As for "Branson style venues," Gaylord had the Opry House, as well as the Roy Acuff and Minnie Pearl Theaters on the Opryland grounds, then they restored the Ryman Auditorium, and built the Wildhorse Saloon, and the General Jackson river boat, each with a performance stage. Quite a few venues around Nashville. In fact, Gaylord still owns all those places.
This is a little off-topic, but I just wanted to correct this last post a bit:
There was no Minnie Pearl venue. There were small Roy Acuff and Minnie Pearl museums, just outside the main doors and to the west of the Opry House, but those closed with the theme park and their contents were either merged with the Grand Ole Opry Museum or returned to their families. The buildings they were in later became the WSM-AM administrative offices. Those offices were heavily damaged in the 2010 flood, and the buildings were razed. There's just a patch of grass there now. The Opry Museum closed after the flood and never reopened, but the building still stands and the jury is still out on whether Gaylord will ever bring it back to life.

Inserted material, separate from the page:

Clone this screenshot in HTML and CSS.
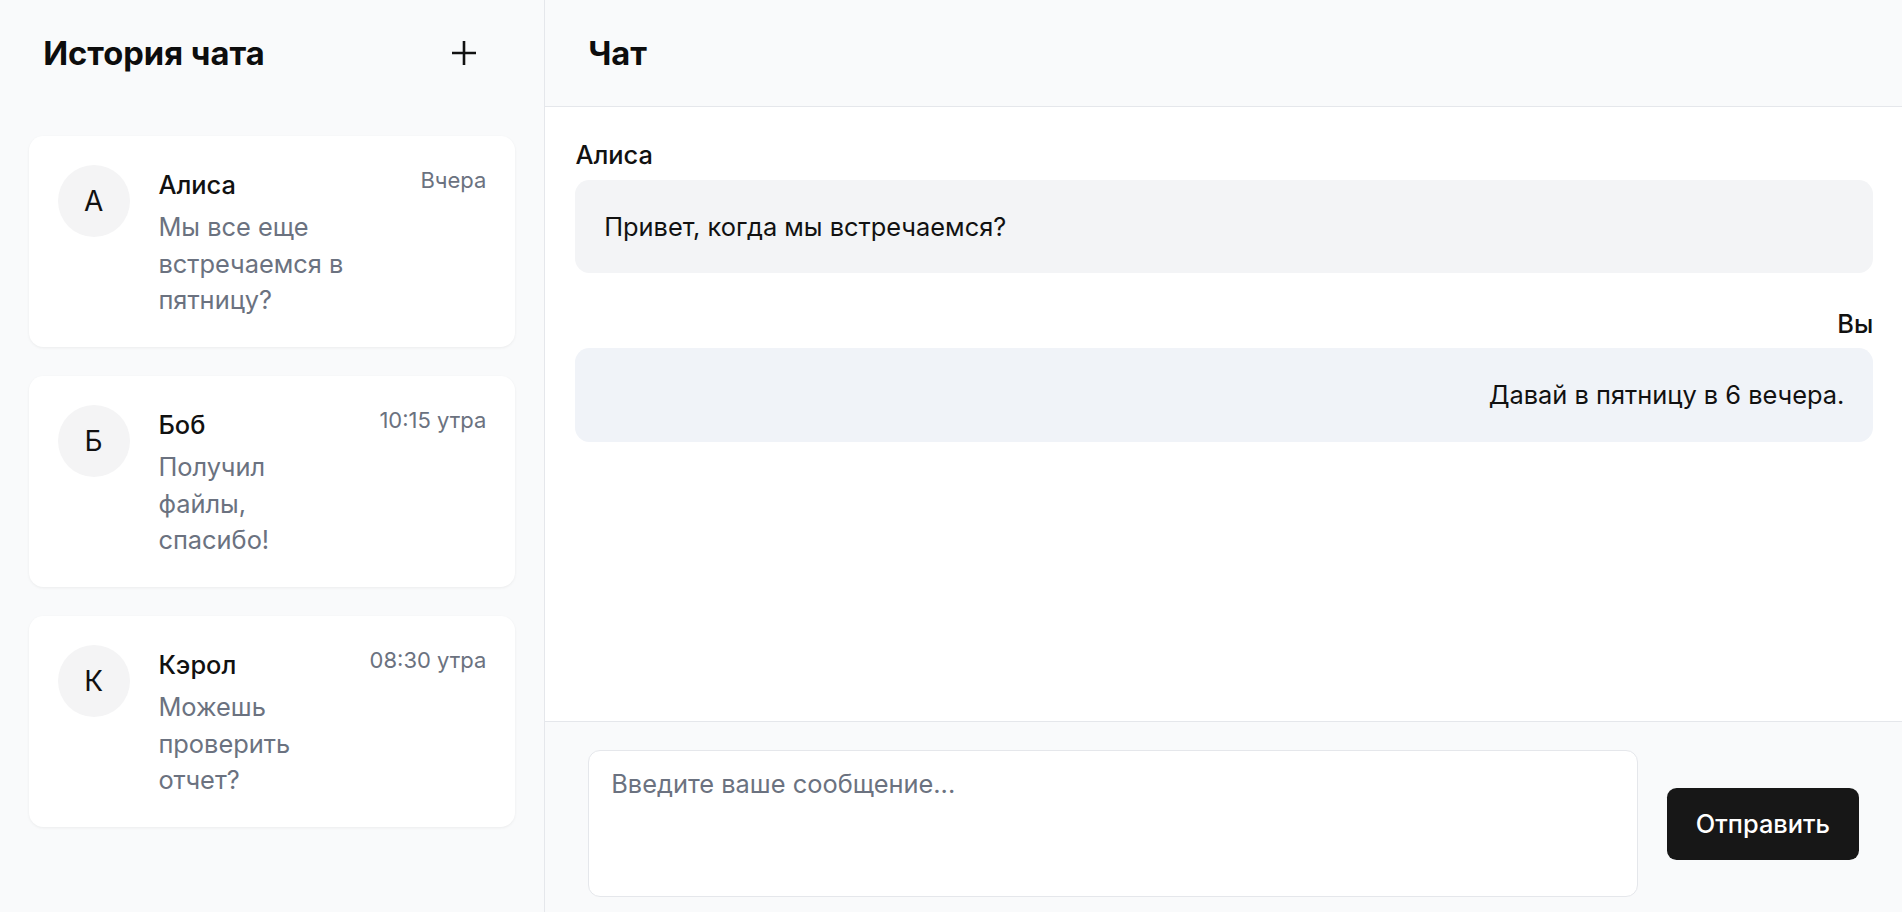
FILE: index.html
```html
<!DOCTYPE html>
<html lang="ru">
<head>
<meta charset="utf-8">
<title>Чат</title>
<link rel="stylesheet" href="styles.css">
</head>
<body>
<div class="app">
  <aside class="sidebar">
    <div class="sidebar-header">
      <h1 class="title">История чата</h1>
      <button class="icon-btn" aria-label="Новый чат">
        <svg width="26" height="26" viewBox="0 0 26 26" fill="none" stroke="#111" stroke-width="2.6">
          <path d="M13 1v24M1 13h24"/>
        </svg>
      </button>
    </div>
    <ul class="chat-list">
      <li class="chat-card">
        <div class="avatar">А</div>
        <div class="chat-info">
          <div class="chat-name">Алиса</div>
          <div class="chat-preview">Мы все еще встречаемся в пятницу?</div>
        </div>
        <div class="chat-time">Вчера</div>
      </li>
      <li class="chat-card">
        <div class="avatar">Б</div>
        <div class="chat-info">
          <div class="chat-name">Боб</div>
          <div class="chat-preview">Получил файлы, спасибо!</div>
        </div>
        <div class="chat-time">10:15 утра</div>
      </li>
      <li class="chat-card">
        <div class="avatar">К</div>
        <div class="chat-info">
          <div class="chat-name">Кэрол</div>
          <div class="chat-preview">Можешь проверить отчет?</div>
        </div>
        <div class="chat-time">08:30 утра</div>
      </li>
    </ul>
  </aside>
  <main class="chat">
    <header class="chat-header">
      <h2 class="title">Чат</h2>
    </header>
    <section class="messages">
      <div class="message">
        <div class="sender">Алиса</div>
        <div class="bubble">Привет, когда мы встречаемся?</div>
      </div>
      <div class="message mine">
        <div class="sender">Вы</div>
        <div class="bubble">Давай в пятницу в 6 вечера.</div>
      </div>
    </section>
    <footer class="composer">
      <textarea class="input" placeholder="Введите ваше сообщение..."></textarea>
      <button class="send">Отправить</button>
    </footer>
  </main>
</div>
</body>
</html>
```
FILE: styles.css
```css
* { box-sizing: border-box; }
html, body { margin: 0; padding: 0; overflow: hidden; }
body {
  font-family: Inter, "Noto Sans", sans-serif;
  color: #111;
  background: #fff;
}
.app {
  display: flex;
  height: 926px;
}
.sidebar {
  width: 545px;
  flex-shrink: 0;
  background: #f9fafb;
  border-right: 1px solid #e5e7eb;
  display: flex;
  flex-direction: column;
}
.sidebar-header {
  display: flex;
  align-items: center;
  justify-content: space-between;
  padding: 28.8px 67px 28.8px 43.2px;
}
.title {
  margin: 0;
  font-size: 32.7px;
  line-height: 48px;
  font-weight: 700;
  color: #0d0d0d;
}
.icon-btn {
  border: 0;
  background: none;
  padding: 0;
  width: 26px;
  height: 26px;
  display: flex;
  cursor: pointer;
}
.chat-list {
  list-style: none;
  margin: 0;
  padding: 30.4px 28.8px 0;
  display: flex;
  flex-direction: column;
  gap: 28.8px;
}
.chat-card {
  background: #fff;
  border-radius: 14.4px;
  box-shadow: 0 1px 3px rgba(0,0,0,0.06);
  padding: 28.8px;
  display: flex;
  align-items: flex-start;
  gap: 28.8px;
}
.avatar {
  width: 72px;
  height: 72px;
  border-radius: 50%;
  background: #f4f4f5;
  flex-shrink: 0;
  display: flex;
  align-items: center;
  justify-content: center;
  font-size: 28px;
  color: #111;
}
.chat-info {
  flex: 1;
  min-width: 0;
  margin-right: 24px;
}
.chat-name {
  font-size: 25.4px;
  line-height: 40.4px;
  font-weight: 500;
  color: #111;
}
.chat-preview {
  margin-top: 4px;
  font-size: 25.4px;
  line-height: 36.4px;
  color: #6b7280;
}
.chat-time {
  flex-shrink: 0;
  white-space: nowrap;
  font-size: 22px;
  line-height: 30px;
  color: #6b7280;
}
.chat {
  flex: 1;
  display: flex;
  flex-direction: column;
  min-width: 0;
}
.chat-header {
  background: #f9fafb;
  border-bottom: 1px solid #e5e7eb;
  padding: 28.8px 43.2px;
}
.messages {
  flex: 1;
  background: #fff;
  padding: 32.6px 28.8px 28.8px 30.4px;
  display: flex;
  flex-direction: column;
  gap: 34.2px;
}
.sender {
  font-size: 25.4px;
  line-height: 32.4px;
  font-weight: 500;
  margin-bottom: 8.2px;
}
.bubble {
  background: #f3f4f6;
  border-radius: 14.4px;
  padding: 28.8px;
  font-size: 25.4px;
  line-height: 36px;
  color: #111;
}
.mine .sender { text-align: right; }
.mine .bubble {
  background: #f0f3f8;
  text-align: right;
}
.composer {
  background: #f9fafb;
  border-top: 1px solid #e5e7eb;
  padding: 28.8px 43.2px;
  display: flex;
  align-items: center;
  gap: 28.8px;
}
.input {
  flex: 1;
  height: 146.8px;
  resize: none;
  border: 1px solid #e5e7eb;
  border-radius: 12px;
  background: #fff;
  padding: 14.4px 22px;
  font-family: inherit;
  font-size: 25.4px;
  line-height: 36px;
  color: #111;
  outline: none;
}
.input::placeholder { color: #6b7280; }
.send {
  flex-shrink: 0;
  background: #171717;
  color: #fff;
  border: 0;
  border-radius: 9.6px;
  padding: 17.8px 28.8px;
  font-family: inherit;
  font-size: 25.4px;
  line-height: 36px;
  font-weight: 500;
  cursor: pointer;
}
```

There was a "Roy Acuff Theatre" (later the BellSouth Acuff Theatre) just to the South of the Opry House, between it and the Grand Ole Opry Museum. Despite sitting outside the park gates, it was used as a venue for Opryland Themepark's top stage show ("Brenda Lee's Music Music Music" and "Dick Clark's American Bandstand Classics", among others -- you had to show your themepark admission stub to get in). It only became a 'ticketed venue' late in the park's run, during the "Nashville On Stage" concert series from 1995-1997. After the park closed, it was used as a venue for smaller shows, an auxiliary lecture hall for Gaylord Opryland conventions, and was the broadcast location for USA's/NBC's "Nashville Star". It suffered much the same fate in 2010. There was a children's dance competition taking place in there on May 2, and they had to evacuate the premises when they realized water was pooling on the carpet in the audience seating area (http://www.showstopperonline.com/blog/?p=137). After the flood, Gaylord opted not to repair the building—I can't imagine it was much of a profit center for Gaylord—and tore it down last year. It's now a bus parking lot for the Opry House.